Jubilee
“To dry faces streaked with the tears of a physical or spiritual suffering, bringing consolation and hope”, this is the purpose of Prayer Vigil “Dry the tears”, presided over by Pope Francis on May 5 at 6:00 p.m. in St. Peter’s Basilica. All those who are experiencing inner suffering will thus receive spiritual relief.
Exhibitionism? Rhetoric? Unquestionably, some voices will be raised like opposing winds in a sunny day. But whoever is sincere and true to himself will admit that suffering has weighed on his existence.
The consoling aspect hereby proposed doesn’t experience the aftertaste of assuaging for reasons of peace of mind, to keep problems aloof, even distancing all those considered boring for reiterating their suffering, whether supposed or veritable pain.
Consoling doesn’t mean squaring the circle, eliminating the shield covering the soul, it means “togetherness”, expressed in “being with” and “consoling”, namely, to “comfort.” It means to be near, to be able to listen, that entails empathy and understanding, which far from grasping and dominating includes intuition and participation.
It means emerging form our shell, from the carapace in which we seek refuge when something has hurt us, clouding our mind and closing our hearts.
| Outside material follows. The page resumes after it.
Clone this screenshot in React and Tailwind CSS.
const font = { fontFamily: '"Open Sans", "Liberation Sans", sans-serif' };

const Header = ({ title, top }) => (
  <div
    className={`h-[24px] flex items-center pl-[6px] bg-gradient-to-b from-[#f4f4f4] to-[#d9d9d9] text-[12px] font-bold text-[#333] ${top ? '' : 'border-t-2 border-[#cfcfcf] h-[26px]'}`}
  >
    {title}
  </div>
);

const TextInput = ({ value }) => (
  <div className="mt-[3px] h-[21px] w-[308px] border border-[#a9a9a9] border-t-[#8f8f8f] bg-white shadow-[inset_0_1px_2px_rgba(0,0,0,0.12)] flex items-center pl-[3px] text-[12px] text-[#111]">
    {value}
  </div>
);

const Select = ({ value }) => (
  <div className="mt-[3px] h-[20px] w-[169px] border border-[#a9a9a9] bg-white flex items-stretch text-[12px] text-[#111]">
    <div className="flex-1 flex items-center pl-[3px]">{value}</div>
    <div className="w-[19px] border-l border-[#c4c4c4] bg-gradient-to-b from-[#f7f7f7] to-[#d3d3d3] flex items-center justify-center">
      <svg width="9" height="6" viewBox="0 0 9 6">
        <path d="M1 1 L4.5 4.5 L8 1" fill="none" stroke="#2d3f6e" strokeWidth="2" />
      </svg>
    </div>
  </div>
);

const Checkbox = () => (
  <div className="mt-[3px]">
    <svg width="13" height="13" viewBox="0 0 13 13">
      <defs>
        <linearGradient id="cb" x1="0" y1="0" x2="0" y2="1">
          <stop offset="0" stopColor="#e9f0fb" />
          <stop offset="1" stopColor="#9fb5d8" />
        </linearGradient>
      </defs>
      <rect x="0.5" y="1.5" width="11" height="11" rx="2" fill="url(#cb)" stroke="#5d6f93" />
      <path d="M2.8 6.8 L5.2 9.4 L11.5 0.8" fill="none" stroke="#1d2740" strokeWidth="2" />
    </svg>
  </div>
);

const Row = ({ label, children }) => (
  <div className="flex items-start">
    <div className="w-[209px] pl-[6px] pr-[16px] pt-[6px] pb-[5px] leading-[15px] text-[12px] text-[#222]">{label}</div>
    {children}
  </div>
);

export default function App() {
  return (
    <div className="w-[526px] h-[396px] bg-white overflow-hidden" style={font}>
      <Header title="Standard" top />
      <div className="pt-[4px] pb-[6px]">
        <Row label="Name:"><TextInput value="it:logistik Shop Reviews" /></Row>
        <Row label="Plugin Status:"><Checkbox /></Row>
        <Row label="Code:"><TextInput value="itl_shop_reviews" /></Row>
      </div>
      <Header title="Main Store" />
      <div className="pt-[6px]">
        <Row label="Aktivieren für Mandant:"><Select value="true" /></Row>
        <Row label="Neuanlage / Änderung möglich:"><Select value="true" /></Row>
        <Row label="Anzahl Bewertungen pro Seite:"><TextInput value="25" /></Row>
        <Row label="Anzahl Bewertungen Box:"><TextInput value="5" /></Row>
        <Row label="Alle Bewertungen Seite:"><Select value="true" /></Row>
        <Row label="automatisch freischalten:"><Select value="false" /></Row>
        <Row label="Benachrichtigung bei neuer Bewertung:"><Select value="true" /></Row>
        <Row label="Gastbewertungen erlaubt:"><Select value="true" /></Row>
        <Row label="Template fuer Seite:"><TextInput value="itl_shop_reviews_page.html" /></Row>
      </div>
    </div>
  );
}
Getting out not to disseminate, or to overtly publicize, but to communicate to a friend how oppressive it is, and that sometimes the best option is to break out in tears.
Francis has wanted to reach out with prayer, that is, with everyone’s open hearts, to the redeeming irruption of God in the lives of each one of us to concretize
one of the works of mercy that is probably the most neglected one, precisely because it is the most difficult one.
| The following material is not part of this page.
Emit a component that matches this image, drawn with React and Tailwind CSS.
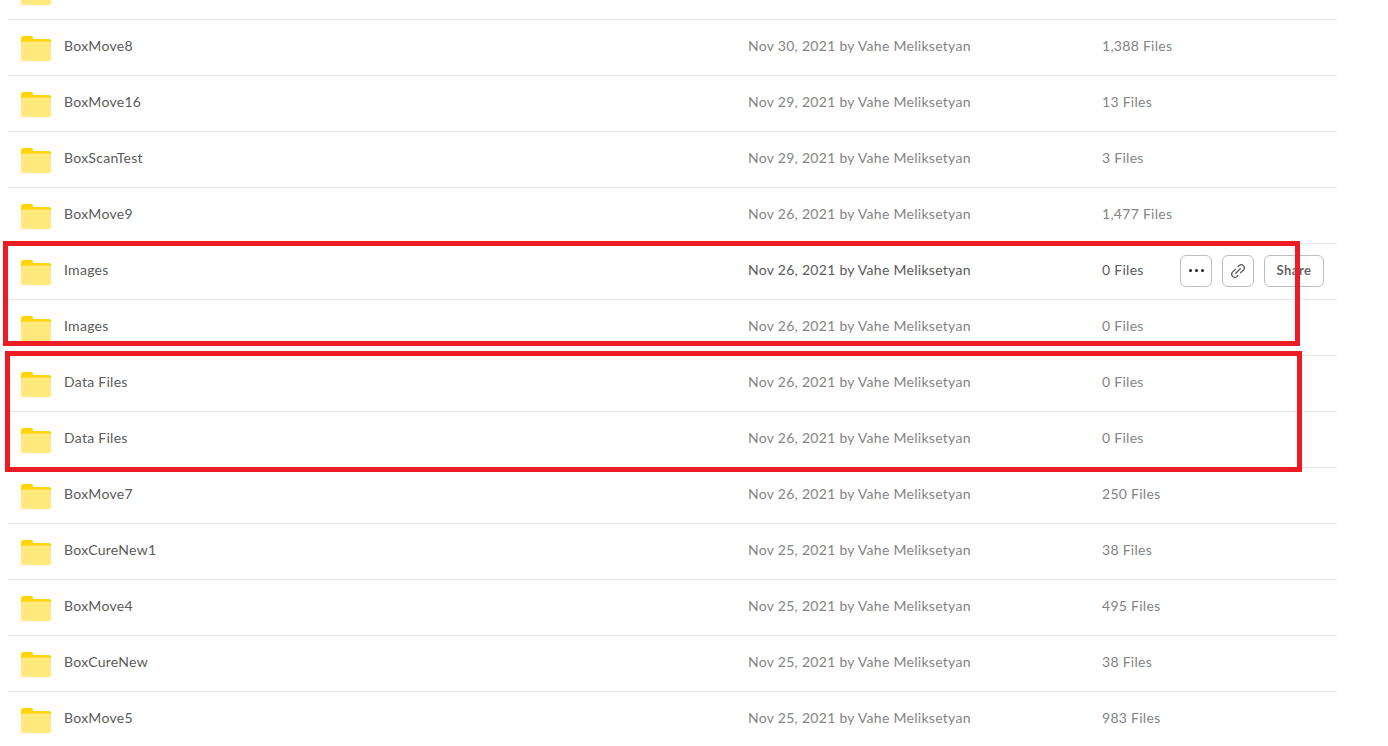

Witnessing someone else’s tears can be embarrassing, and we risk expanding their wounds, it means learning about their weakness, which perhaps they wanted to keep private.
But if those tears are shared, a new friendship will be created, representing a driving force to progress in life. It is a great gift that can grow into an every greater, deeper gift, which extends beyond all limits enshrined in human nature.
How could we forget the tears shed by the Holy Virgin Mary, as we recall the Passion of the Son. We can all identify with her pain, with that agony.
It is not a creative fantasy to believe that all the tears shed by us human persons across the centuries were merged in the redeeming suffering of a Woman, just like us, capable of receiving the mystery of a God made Man, put to death like an ordinary convicted criminal.
To identify and recognise ourselves in this pain makes us siblings, allowing us to view with a pure and purified glance the other person’s pain, in order to become that person’s vital support, as barefoot pilgrims who don’t hesitate to donate the little they have to make the first step, in order not to remain isolated and closed in.
The shared efforts become a driving force, triggering a hope that opens up to the mystery of a God that is not the unperturbed, Motionless Engine that looks down to us from the Empyrean, enjoying his tranquillity, projecting a sterile wait on the world, harbinger only of death and fatigue.
Our God is Merciful, the God that has a womb and bears life. The God that is vulnerable to the pain and suffering of His creatures and want to partake in it: for God weeps with us when we are writhing pain.
We have not been abandoned, thrown into time and history, as stray objects which can be hit by misfortune and by devastatingly negative events at any given moment in time. We are persons engendered to life, and step by step, experience after experience, we can open up to the knowledge and the participation of the All-Merciful who suffers with us, sharing our affliction, because He lets His Creating Love partake in our same pain. The All-Merciful didn’t hesitate to donate himself in his Crucified Son, with his arms open to embrace the whole universe.
Nobody is excluded. It is a question of recovering the meaning of life, of not losing ourselves completely. It is a risk that being lost entails, but not necessarily.
On the painful steps steeped in tears, mutual support, communicated certainties that have been deeply experienced, of the Presence of the Almighty, constitute a corroborating nourishment.
Extending our glance so that we shall not close our hearts and let them decay. The soil that shaped us can be wet with our tears and become a fertile humus, open to receive the Spirit that descends like healing dew.
Only then will the suffering of the tears we shed transfigure the wound capable of donating joyful Light to mankind.